(Short problem)
Scan each line of the records for the word "components" and extract the ones that have it.

(Data records)
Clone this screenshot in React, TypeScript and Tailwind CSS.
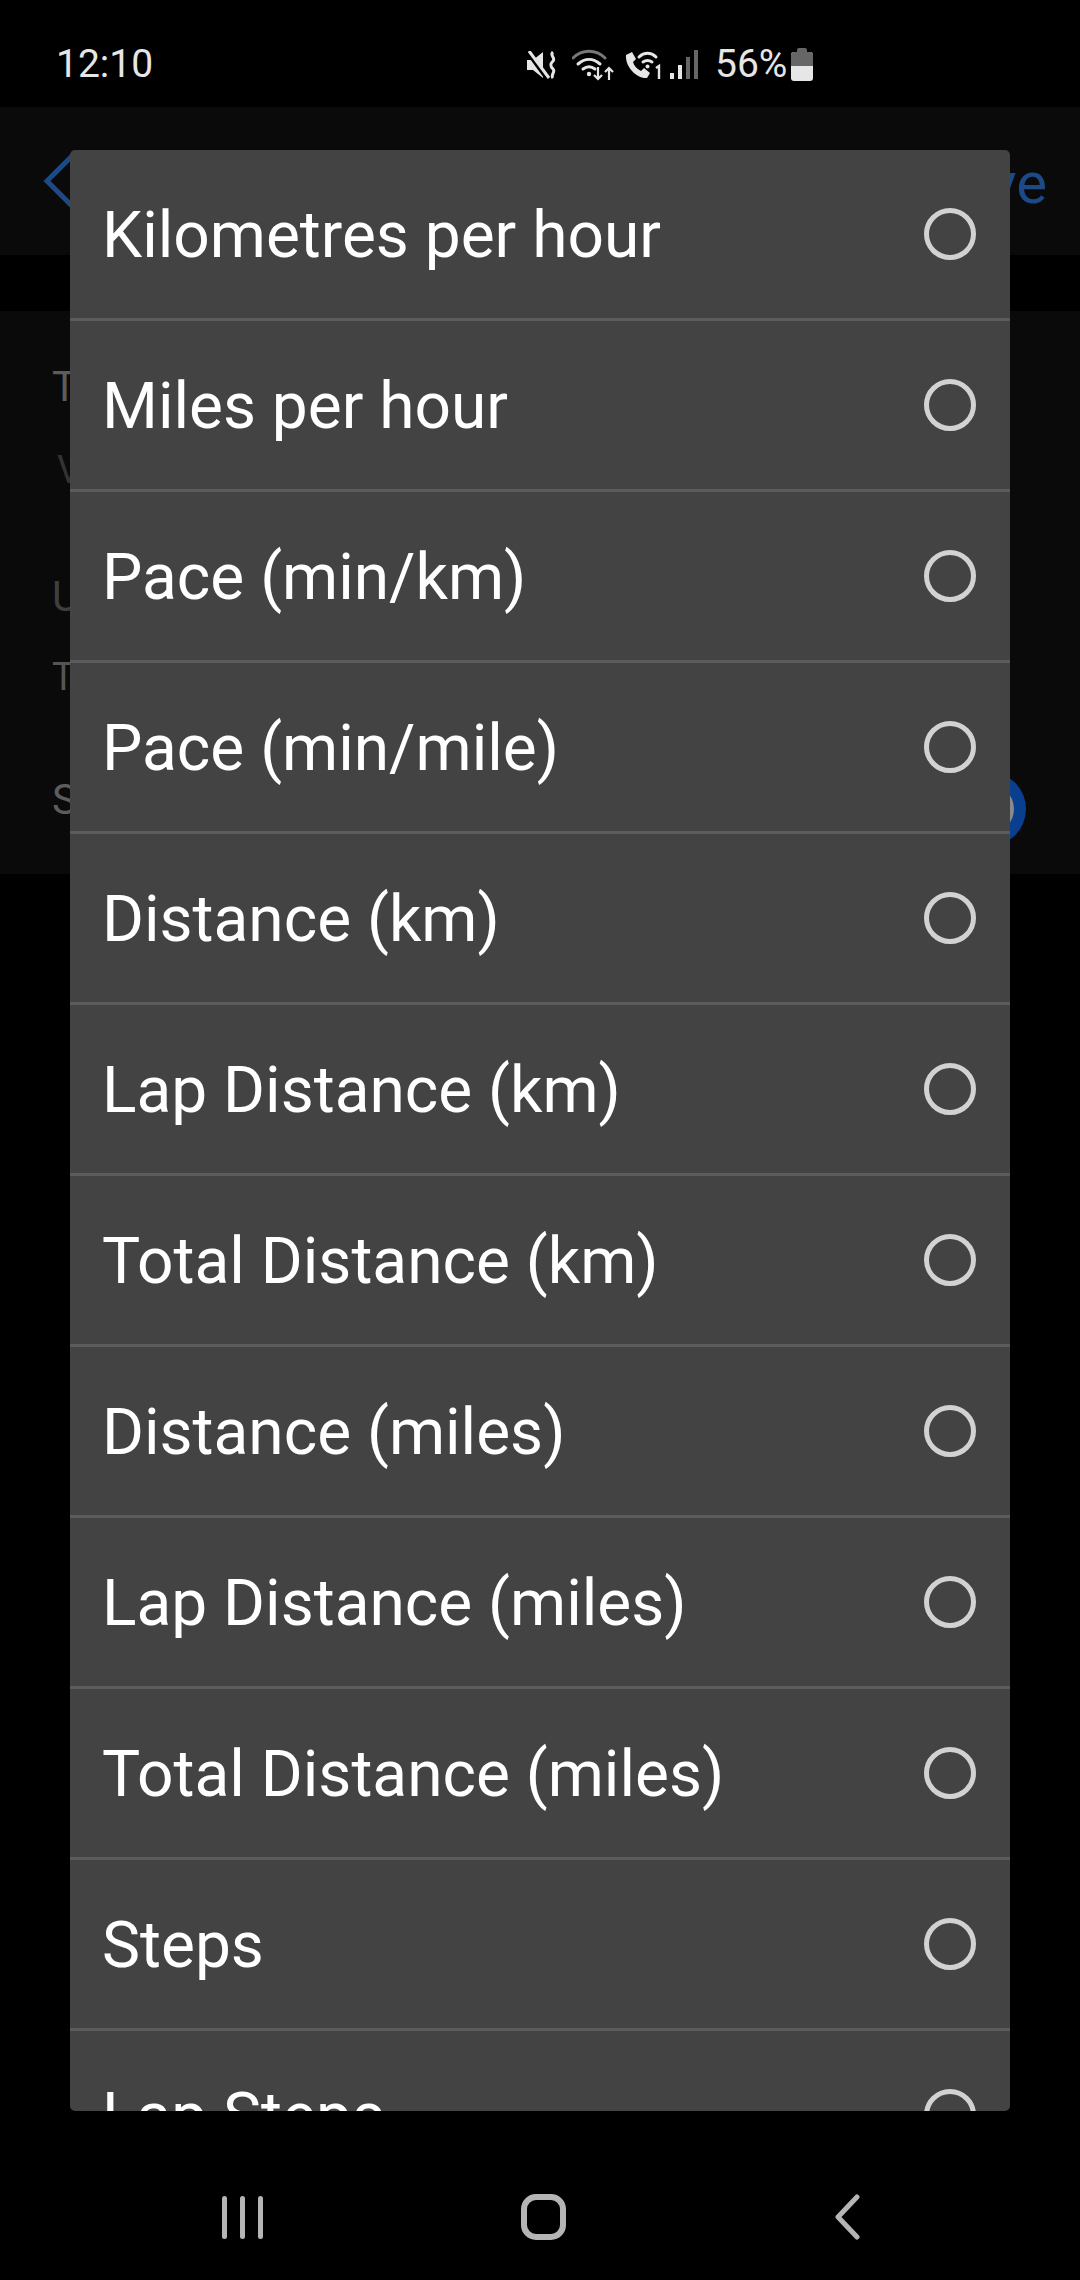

==

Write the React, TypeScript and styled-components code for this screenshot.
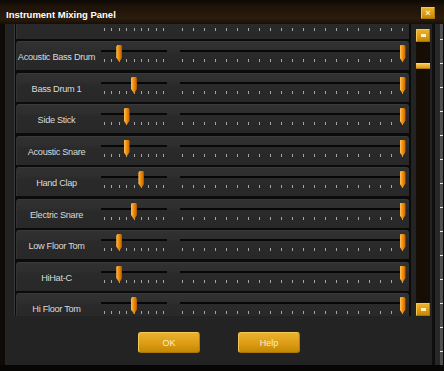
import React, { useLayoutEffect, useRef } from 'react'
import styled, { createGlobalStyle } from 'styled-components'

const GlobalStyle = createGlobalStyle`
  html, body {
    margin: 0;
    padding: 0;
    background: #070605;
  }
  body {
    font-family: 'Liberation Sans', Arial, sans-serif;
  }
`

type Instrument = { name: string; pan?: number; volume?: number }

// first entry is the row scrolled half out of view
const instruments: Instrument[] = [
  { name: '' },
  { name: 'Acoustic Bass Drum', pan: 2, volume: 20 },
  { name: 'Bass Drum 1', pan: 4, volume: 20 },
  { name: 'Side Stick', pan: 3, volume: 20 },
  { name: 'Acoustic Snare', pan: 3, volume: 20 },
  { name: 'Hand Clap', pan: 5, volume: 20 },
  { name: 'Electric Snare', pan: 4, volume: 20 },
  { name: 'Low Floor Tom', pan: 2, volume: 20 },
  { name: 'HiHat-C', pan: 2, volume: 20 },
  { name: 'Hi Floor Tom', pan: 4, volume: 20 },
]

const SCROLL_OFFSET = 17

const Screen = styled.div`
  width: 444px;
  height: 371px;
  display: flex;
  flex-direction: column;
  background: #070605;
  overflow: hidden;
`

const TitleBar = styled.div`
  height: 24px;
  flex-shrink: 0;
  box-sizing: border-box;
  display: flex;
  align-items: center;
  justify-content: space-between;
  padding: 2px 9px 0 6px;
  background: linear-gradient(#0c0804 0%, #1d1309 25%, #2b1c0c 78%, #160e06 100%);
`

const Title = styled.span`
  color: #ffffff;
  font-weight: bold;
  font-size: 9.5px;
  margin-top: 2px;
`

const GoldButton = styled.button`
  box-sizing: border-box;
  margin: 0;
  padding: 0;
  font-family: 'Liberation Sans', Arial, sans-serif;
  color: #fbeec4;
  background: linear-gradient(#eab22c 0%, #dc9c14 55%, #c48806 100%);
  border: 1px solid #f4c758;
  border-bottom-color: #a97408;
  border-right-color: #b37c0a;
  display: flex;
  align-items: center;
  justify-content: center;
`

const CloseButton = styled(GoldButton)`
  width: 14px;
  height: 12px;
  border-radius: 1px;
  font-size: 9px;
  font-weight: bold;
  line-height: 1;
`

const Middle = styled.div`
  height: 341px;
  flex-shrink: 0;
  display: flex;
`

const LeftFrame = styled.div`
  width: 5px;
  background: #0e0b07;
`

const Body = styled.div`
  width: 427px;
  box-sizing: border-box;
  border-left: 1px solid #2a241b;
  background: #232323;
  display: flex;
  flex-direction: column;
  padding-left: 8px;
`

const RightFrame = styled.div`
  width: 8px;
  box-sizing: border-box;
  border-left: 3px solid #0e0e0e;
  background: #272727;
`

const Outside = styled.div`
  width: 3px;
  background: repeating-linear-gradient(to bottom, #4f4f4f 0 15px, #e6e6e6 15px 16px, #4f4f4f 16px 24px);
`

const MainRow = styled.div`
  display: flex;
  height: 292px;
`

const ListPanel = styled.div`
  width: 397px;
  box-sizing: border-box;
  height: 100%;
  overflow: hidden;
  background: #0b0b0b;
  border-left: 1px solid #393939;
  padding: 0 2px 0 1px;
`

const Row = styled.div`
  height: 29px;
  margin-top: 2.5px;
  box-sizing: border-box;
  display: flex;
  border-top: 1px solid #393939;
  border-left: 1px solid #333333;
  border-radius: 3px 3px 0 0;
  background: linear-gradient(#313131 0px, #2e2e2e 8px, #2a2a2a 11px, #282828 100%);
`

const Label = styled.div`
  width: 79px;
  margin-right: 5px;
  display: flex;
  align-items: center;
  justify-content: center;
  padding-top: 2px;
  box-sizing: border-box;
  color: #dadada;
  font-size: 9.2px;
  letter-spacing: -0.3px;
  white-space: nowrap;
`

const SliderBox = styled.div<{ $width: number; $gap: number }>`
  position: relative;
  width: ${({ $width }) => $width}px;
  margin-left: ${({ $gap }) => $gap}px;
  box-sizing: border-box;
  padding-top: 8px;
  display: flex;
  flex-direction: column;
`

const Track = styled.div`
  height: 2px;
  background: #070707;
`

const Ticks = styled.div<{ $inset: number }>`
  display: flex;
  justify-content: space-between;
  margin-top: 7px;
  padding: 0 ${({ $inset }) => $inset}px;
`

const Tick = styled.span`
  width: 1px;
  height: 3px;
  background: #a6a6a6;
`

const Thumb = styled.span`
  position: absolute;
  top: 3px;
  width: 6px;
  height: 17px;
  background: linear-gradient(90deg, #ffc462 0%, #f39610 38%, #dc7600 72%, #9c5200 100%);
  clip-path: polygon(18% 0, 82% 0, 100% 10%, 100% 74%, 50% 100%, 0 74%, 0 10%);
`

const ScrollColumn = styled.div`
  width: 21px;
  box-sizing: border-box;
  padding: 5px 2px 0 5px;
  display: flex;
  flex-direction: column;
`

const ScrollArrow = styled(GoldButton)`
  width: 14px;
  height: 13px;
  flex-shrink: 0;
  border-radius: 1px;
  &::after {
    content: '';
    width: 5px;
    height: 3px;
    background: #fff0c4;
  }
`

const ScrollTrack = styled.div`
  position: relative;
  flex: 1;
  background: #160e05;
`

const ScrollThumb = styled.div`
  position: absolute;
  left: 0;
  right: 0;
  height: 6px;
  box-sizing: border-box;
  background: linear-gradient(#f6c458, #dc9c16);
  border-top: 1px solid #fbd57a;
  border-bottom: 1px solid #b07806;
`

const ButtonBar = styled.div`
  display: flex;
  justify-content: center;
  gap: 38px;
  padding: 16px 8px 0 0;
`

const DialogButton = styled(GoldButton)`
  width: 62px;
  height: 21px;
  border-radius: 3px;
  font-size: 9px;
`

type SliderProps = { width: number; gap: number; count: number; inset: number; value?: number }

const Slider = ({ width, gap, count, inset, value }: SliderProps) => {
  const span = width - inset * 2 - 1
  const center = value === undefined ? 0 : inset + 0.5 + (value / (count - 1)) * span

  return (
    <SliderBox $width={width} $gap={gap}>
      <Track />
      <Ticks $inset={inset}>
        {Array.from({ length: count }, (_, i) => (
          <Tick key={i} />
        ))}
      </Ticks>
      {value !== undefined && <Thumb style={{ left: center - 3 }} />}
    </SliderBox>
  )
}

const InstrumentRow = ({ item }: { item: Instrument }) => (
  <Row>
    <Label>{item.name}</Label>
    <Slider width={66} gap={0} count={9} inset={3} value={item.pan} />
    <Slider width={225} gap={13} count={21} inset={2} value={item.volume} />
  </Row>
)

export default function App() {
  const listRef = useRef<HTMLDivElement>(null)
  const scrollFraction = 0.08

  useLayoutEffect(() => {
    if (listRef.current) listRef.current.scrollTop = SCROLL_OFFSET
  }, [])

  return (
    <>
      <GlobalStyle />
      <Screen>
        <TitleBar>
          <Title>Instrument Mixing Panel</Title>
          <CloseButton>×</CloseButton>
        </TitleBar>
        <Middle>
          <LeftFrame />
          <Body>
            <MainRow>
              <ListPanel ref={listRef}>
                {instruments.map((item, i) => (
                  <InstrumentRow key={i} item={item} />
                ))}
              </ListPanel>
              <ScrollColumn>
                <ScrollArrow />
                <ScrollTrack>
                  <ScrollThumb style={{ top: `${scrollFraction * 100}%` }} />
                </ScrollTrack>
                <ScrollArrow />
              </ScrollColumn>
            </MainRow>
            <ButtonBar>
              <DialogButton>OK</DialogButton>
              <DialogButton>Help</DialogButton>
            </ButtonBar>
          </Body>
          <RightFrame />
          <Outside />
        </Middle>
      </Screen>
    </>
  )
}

(Solution for this exercise)
Write the React, TypeScript and styled-components code for this screenshot.
import styled, { createGlobalStyle } from 'styled-components'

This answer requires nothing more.